We feel that shares are near their trough and investments in online shopping will begin to pay off. Combined with share repurchases, we expect earnings to grow at 4% annually through 2024.

Bed Bath & Beyond has only paid a dividend since 2016. Dividends-per-share increased:

• By 53% in 2017.
• By 8.6% in 2018.
• By an expected 6.3% in 2019.

Using the company’s guidance, the dividend payout ratio should be 31% in 2019. The stock yields 5.4% today.

Using the recent closing price of $12.50 and the company’s midpoint for earnings-per-share guidance for fiscal 2019, the stock has a price-to-earnings ratio of 5.8. Our target price-to-earnings ratio is 10. Reaching this target by 2024 would mean that valuation could add 11.5% to annual returns over this period of time.
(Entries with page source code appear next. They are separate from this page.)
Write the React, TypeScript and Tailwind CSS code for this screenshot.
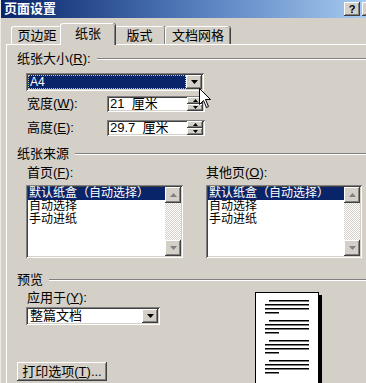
import React from "react";

const raised =
  "bg-[#d4d0c8] shadow-[inset_-1px_-1px_#404040,inset_1px_1px_#ffffff,inset_-2px_-2px_#808080]";
const sunken =
  "bg-white shadow-[inset_1px_1px_#808080,inset_-1px_-1px_#ffffff,inset_2px_2px_#404040,inset_-2px_-2px_#d4d0c8]";

function Acc({ text, k }: { text: string; k: string }) {
  return (
    <span>
      {text}(<u>{k}</u>):
    </span>
  );
}

function GroupHead({ children }: { children: React.ReactNode }) {
  return (
    <div className="flex items-center h-[14px] ml-[10px]">
      <span className="whitespace-nowrap">{children}</span>
      <div className="ml-[6px] flex-1 h-[2px] border-t border-t-[#808080] border-b border-b-white" />
    </div>
  );
}

function Arrow({ up, color = "#000" }: { up?: boolean; color?: string }) {
  return (
    <svg width="7" height="4" viewBox="0 0 7 4">
      <path d={up ? "M3.5 0 L7 4 L0 4 Z" : "M0 0 L7 0 L3.5 4 Z"} fill={color} />
    </svg>
  );
}

function SmallArrow({ up }: { up?: boolean }) {
  return (
    <svg width="5" height="3" viewBox="0 0 5 3">
      <path d={up ? "M2.5 0 L5 3 L0 3 Z" : "M0 0 L5 0 L2.5 3 Z"} fill="#000" />
    </svg>
  );
}

function DropBtn() {
  return (
    <div className={`${raised} w-[16px] h-full flex items-center justify-center`}>
      <Arrow />
    </div>
  );
}

function SpinField({ value }: { value: string }) {
  return (
    <div className={`${sunken} w-[98px] h-[16px] flex items-center pl-[3px] pr-[2px] py-[2px]`}>
      <span className="flex-1 text-[13px] leading-[12px] whitespace-pre">{value}</span>
      <div className="flex flex-col w-[16px] h-[14px] -my-[1px]">
        <div className={`${raised} flex-1 flex items-center justify-center`}>
          <SmallArrow up />
        </div>
        <div className={`${raised} flex-1 flex items-center justify-center`}>
          <SmallArrow />
        </div>
      </div>
    </div>
  );
}

function ListBox({ w }: { w: string }) {
  return (
    <div className={`${sunken} ${w} h-[73px] flex p-[2px]`}>
      <div className="flex-1 flex flex-col text-[12px] leading-[13px]">
        <div className="bg-[#0a246a] text-white whitespace-nowrap pl-[1px]">默认纸盒（自动选择）</div>
        <div className="pl-[1px]">自动选择</div>
        <div className="pl-[1px]">手动进纸</div>
      </div>
      <div className="w-[16px] flex flex-col bg-[repeating-conic-gradient(#d4d0c8_0%_25%,#ffffff_0%_50%)] bg-[length:2px_2px]">
        <div className={`${raised} h-[16px] flex items-center justify-center`}>
          <Arrow up color="#808080" />
        </div>
        <div className="flex-1" />
        <div className={`${raised} h-[16px] flex items-center justify-center`}>
          <Arrow color="#808080" />
        </div>
      </div>
    </div>
  );
}

function Tab({ label, active, w }: { label: string; active?: boolean; w: string }) {
  return (
    <div
      className={`${w} flex items-center justify-center border-t border-l border-white rounded-t-[3px] shadow-[inset_-1px_0_#808080,1px_0_#404040] bg-[#d4d0c8] ${
        active ? "h-[22px] -mx-[2px] z-10 mb-[-1px] pb-[1px]" : "h-[18px]"
      }`}
    >
      {label}
    </div>
  );
}

function PagePreview() {
  const groups = [0, 20, 40, 60];
  return (
    <div className="w-[64px] h-[100px] bg-white border border-black shadow-[3px_3px_0_#000]">
      <svg width="62" height="98" viewBox="0 0 62 98">
        {groups.map((g) => (
          <g key={g} fill="#000">
            <rect x="13" y={7 + g} width="40" height="1.5" />
            <rect x="9" y={11 + g} width="44" height="1.5" />
            <rect x="9" y={15 + g} width="44" height="1.5" />
            <rect x="9" y={19 + g} width="14" height="1.5" />
          </g>
        ))}
      </svg>
    </div>
  );
}

export default function App() {
  return (
    <div className="relative w-[366px] h-[383px] overflow-hidden bg-[#d4d0c8] text-black text-[13px] leading-[14px] font-['Liberation_Sans','Noto_Sans_CJK_SC',sans-serif] border-l border-l-[#ecebe6]">
      {/* title bar */}
      <div className="h-[18px] flex items-center justify-between pl-[3px] bg-gradient-to-r from-[#0a246a] via-[#5078b8] to-[#a6caf0]">
        <span className="text-white font-bold text-[13px]">页面设置</span>
        <div className="flex gap-[2px] mr-[-12px]">
          <div className={`${raised} w-[16px] h-[14px] flex items-center justify-center font-bold text-[11px] leading-none`}>
            ?
          </div>
          <div className={`${raised} w-[16px] h-[14px]`} />
        </div>
      </div>

      {/* tabs */}
      <div className="h-[26px] flex items-end pl-[10px]">
        <Tab label="页边距" w="w-[51px]" />
        <Tab label="纸张" active w="w-[55px]" />
        <Tab label="版式" w="w-[52px]" />
        <Tab label="文档网格" w="w-[65px]" />
      </div>

      {/* panel */}
      <div className="ml-[5px] border-t border-l border-white h-[400px]">
        <div className="pt-[7px]">
          <GroupHead>
            <Acc text="纸张大小" k="R" />
          </GroupHead>

          <div className={`${sunken} ml-[19px] mt-[7px] w-[178px] h-[18px] flex p-[2px]`}>
            <div className="flex-1 bg-[#0a246a] text-white text-[12px] leading-[12px] pl-[2px] flex items-center outline-1 outline-dotted outline-[#d8c880] -outline-offset-1">
              A4
            </div>
            <DropBtn />
          </div>

          <div className="flex items-center ml-[20px] mt-[5px]">
            <div className="w-[80px]">
              <Acc text="宽度" k="W" />
            </div>
            <SpinField value="21  厘米" />
          </div>
          <div className="flex items-center ml-[20px] mt-[8px]">
            <div className="w-[80px]">
              <Acc text="高度" k="E" />
            </div>
            <SpinField value="29.7  厘米" />
          </div>

          <div className="mt-[11px]">
            <GroupHead>纸张来源</GroupHead>
          </div>

          <div className="flex mt-[5px]">
            <div className="ml-[19px] flex flex-col">
              <div className="ml-[1px] h-[14px]">
                <Acc text="首页" k="F" />
              </div>
              <div className="mt-[5px]">
                <ListBox w="w-[157px]" />
              </div>
            </div>
            <div className="ml-[23px] flex flex-col">
              <div className="h-[14px]">
                <Acc text="其他页" k="O" />
              </div>
              <div className="mt-[5px]">
                <ListBox w="w-[156px]" />
              </div>
            </div>
          </div>

          <div className="mt-[15px]">
            <GroupHead>预览</GroupHead>
          </div>

          <div className="flex">
            <div className="ml-[10px] w-[238px] flex flex-col items-start">
              <div className="ml-[10px] mt-[4px] h-[14px]">
                <Acc text="应用于" k="Y" />
              </div>
              <div className={`${sunken} ml-[9px] mt-[2px] w-[134px] h-[18px] flex p-[2px]`}>
                <div className="flex-1 pl-[2px] flex items-center text-[13px]">整篇文档</div>
                <DropBtn />
              </div>
              <div className={`${raised} mt-[37px] w-[90px] h-[19px] flex items-center justify-center whitespace-nowrap`}>
                打印选项(<u>T</u>)...
              </div>
            </div>
            <div className="mt-[5px]">
              <PagePreview />
            </div>
          </div>
        </div>
      </div>

      {/* mouse cursor */}
      <svg className="absolute left-[198px] top-[88px]" width="13" height="21" viewBox="0 0 13 21">
        <path d="M0.5 0.5 L0.5 16.5 L4.5 12.5 L7.5 19.5 L9.5 18.5 L6.5 11.5 L11.5 11.5 Z" fill="#fff" stroke="#000" strokeWidth="1" />
      </svg>
    </div>
  );
}
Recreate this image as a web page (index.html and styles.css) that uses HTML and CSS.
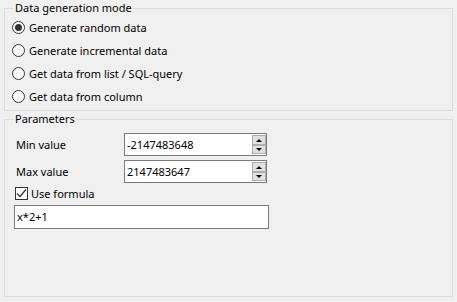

Total annual returns will be as follows:

• 4% earnings-per-share growth.
• 5.4% dividend yield.
• 11.5% multiple expansion.

Bed Bath & Beyond could offer a total annual return of 20.9% through 2024. This is due largely to the very low stock valuation. The company struggled in the last fiscal year and the share price has reflected that as the stock is down nearly 10% year-to-date and 35% over the last year.

However, if Bed Bath & Beyond is able to produce results in-line with its guidance, the stock could be very undervalued, especially against our future valuation target. That said, the company has an abysmal history of growing earnings over the last decade.

Even with our highest estimated total annual returns, we encourage only investors with a higher tolerance for risk to consider buying shares of the company.

Final Thoughts

The retail sector remains in a state of flux as online shoppers have forced the titans of brick and mortar to rethink their business. Every company on this list offers at least 12% total annual returns over the next five years, but comes with some risk. Each company operates a very large network of physical stores.

Most companies on this list have only begun to invest in e-commerce. Those that do so successfully could reward investors with high total returns.